Man, I could really go for some bun-ensconced mystery meat right now, if we’re being honest.
Teams accurately assessed their expected yield from substantial expenditures and adjusted organizational paradigms
Dumb it down for me.
Teams were like, “LOL whatever”
Ah. The Brewers, Twins, and other rebuilding teams. Yeah, while there was a lesson to learn from the A’s success with Rich Hill last season, that doesn’t mean there was a Rich Hill on this market, a pitcher who would cost a few million right now, but could turn into a prospect bounty in July. The Braves are trying their best. The Padres are trying Trevor Cahill, which could pay off.
For the most part, though, rebuilding teams are much more comfortable figuring out their in-house solutions than paying someone like Hammel to give them a shot at 180 innings of average. There is some benefit in a rebuilding team getting a veteran (less pressure on a young bullpen, for example), but there’s also some benefit in stashing the cash under a mattress.

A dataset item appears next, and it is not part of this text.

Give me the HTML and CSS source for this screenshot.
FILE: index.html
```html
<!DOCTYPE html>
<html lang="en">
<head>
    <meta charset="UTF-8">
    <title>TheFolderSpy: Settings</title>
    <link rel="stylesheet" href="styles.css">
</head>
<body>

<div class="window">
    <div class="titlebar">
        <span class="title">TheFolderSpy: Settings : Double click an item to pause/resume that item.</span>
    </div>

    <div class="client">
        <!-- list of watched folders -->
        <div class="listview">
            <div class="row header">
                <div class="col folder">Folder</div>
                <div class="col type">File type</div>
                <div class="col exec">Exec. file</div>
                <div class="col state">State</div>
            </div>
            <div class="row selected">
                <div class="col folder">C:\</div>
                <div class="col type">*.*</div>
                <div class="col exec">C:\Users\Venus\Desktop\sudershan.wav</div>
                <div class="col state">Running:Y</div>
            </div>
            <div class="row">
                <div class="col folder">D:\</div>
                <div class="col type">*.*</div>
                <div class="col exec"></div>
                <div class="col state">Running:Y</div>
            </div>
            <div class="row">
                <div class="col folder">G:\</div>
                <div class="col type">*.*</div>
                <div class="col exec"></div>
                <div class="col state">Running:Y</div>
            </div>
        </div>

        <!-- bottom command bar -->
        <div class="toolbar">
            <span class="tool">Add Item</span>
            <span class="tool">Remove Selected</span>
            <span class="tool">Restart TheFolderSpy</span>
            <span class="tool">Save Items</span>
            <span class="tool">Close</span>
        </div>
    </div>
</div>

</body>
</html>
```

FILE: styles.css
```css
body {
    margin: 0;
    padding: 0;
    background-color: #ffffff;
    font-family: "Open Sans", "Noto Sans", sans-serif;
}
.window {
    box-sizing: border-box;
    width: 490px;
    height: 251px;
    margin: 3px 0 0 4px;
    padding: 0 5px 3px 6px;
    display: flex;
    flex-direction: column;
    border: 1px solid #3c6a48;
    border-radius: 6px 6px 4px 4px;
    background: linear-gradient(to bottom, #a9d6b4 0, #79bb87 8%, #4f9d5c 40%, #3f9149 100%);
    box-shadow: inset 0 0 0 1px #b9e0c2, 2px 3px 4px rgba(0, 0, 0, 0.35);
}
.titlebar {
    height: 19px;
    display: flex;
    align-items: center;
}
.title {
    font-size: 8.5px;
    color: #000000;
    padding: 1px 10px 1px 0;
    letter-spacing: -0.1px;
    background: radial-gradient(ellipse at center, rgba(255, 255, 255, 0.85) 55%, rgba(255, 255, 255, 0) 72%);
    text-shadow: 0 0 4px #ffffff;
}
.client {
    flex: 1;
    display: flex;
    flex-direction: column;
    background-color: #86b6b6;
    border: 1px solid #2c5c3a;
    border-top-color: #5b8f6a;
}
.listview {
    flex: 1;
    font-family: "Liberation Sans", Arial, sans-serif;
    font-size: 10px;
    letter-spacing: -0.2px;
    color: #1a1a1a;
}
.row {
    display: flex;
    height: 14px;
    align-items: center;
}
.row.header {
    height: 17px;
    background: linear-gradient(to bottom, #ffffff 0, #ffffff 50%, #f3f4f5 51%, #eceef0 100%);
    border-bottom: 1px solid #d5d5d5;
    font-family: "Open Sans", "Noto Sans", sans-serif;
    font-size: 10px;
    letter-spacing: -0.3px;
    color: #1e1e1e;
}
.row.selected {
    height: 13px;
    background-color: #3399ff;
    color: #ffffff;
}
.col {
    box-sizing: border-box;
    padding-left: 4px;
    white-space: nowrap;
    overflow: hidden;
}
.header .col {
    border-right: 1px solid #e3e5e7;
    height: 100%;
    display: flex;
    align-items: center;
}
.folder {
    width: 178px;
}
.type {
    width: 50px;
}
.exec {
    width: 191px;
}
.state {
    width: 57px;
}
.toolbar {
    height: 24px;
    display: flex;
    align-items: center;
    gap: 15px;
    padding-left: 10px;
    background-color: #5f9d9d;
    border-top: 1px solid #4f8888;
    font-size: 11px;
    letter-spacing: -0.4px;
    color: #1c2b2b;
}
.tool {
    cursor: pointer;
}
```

The Red Sox gave up a lot to get Chris Sale. The Mariners didn’t get Drew Smyly for cheap, and the same goes for the Diamondbacks and Taijuan Walker. Beyond that, though, the pitching market was calm and reasonable, even more so than it was last year, when supply was way up.
What we just watched, then, was an offseason where nobody panicked. There wasn’t a team ready to pull a comically oversized lever on the last day of the Winter Meetings because they would be starting Jeff Suppan if they didn’t.
In a way, I’m proud of these teams. In another, much more real way, I’m very disappointed in them. Panicking teams is one of the very best parts of every offseason, and we should all feel cheated. Try harder next offseason, baseball.